# cant add anymore fish



## chris003 (Mar 11, 2009)

I have 180 gal reef . I have 2 yellow tangs , diamond goby, 2 coral banded shrimp, sally light foot. Every time i add new fish it dies after about 6 weeks dont know why . all para. good . temp is 80 . also will a pistol shrimp eat aiptasia


----------



## Pasfur (Mar 29, 2008)

Beautiful aquarium.

It would be helpful to know your exact water tests and results. In my experience, these issues are generally related to alkalinity and pH. It is also possible that your Yellow Tangs are dominating the new fish, especially at night after the lights go out.

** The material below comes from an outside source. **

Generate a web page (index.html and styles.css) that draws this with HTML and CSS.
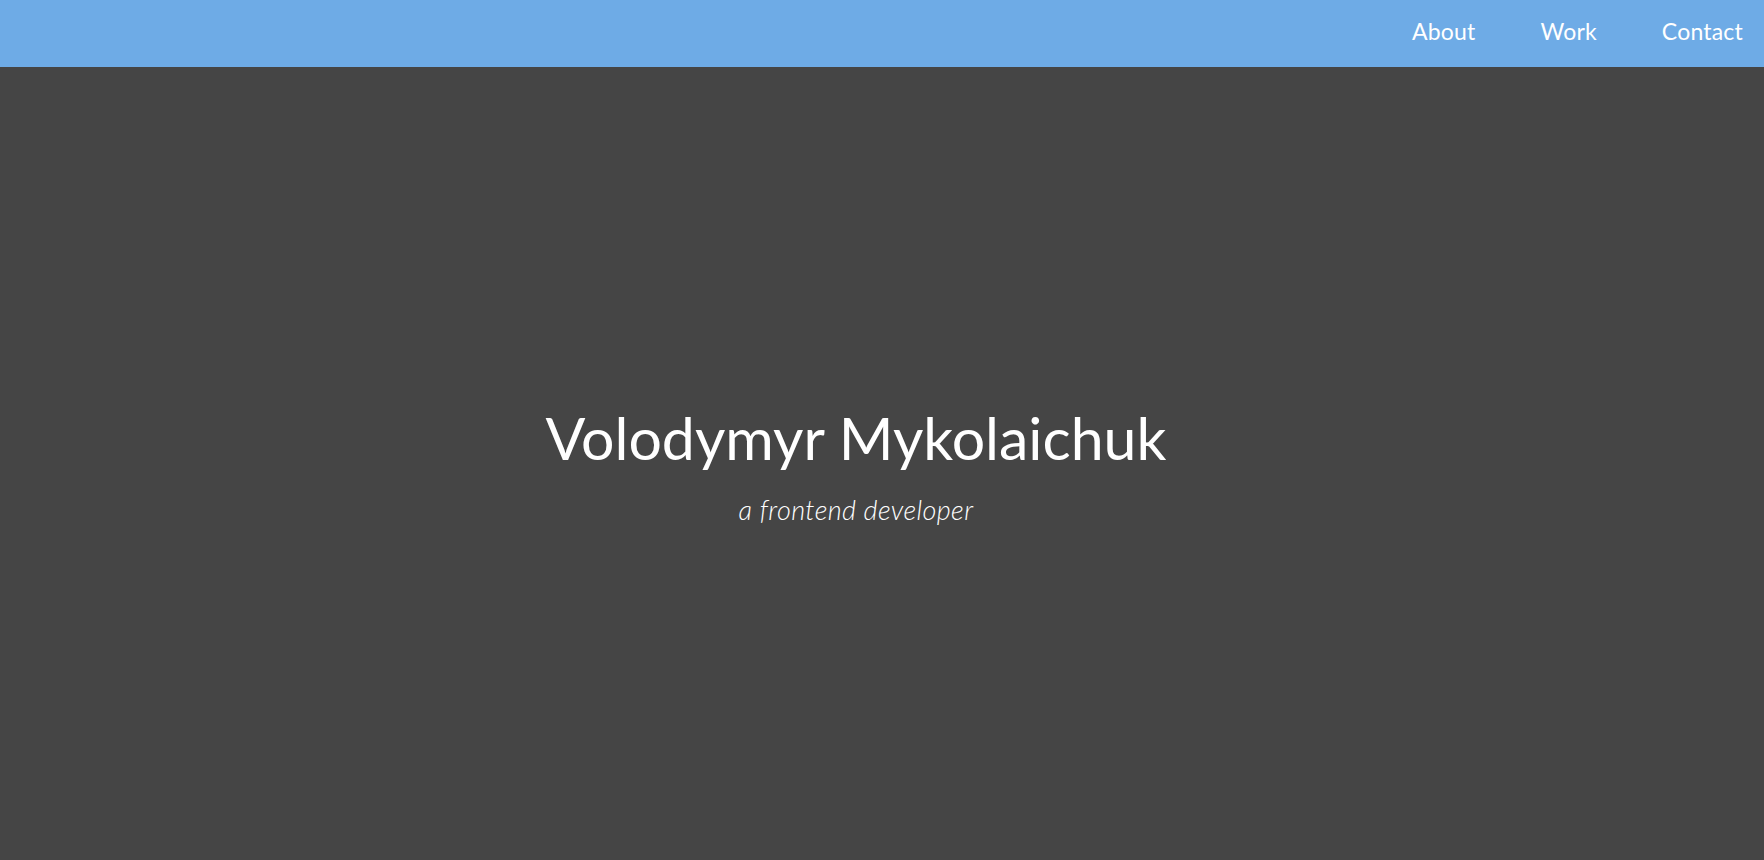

Did I mention that your tank is awesome? Very nice.


----------



## onefish2fish (Jul 22, 2008)

i would also guess the two tangs are suspect. in the picture notice how the two swim together. they are actually shadowing eachother and this can stress the fish. i would keep an eye on it and do they show any aggresion towards eachother?


----------



## Pasfur (Mar 29, 2008)

onefish2fish said:


> i would also guess the two tangs are suspect. in the picture notice how the two swim together. they are actually shadowing eachother and this can stress the fish. i would keep an eye on it and do they show any aggresion towards eachother?


True.

I've also noticed with my Tangs that this behavior can also cause the fish to display aggressive behavior towards other species who come near this "school". My 180 is becoming an interesting lesson in Tang behavior!


----------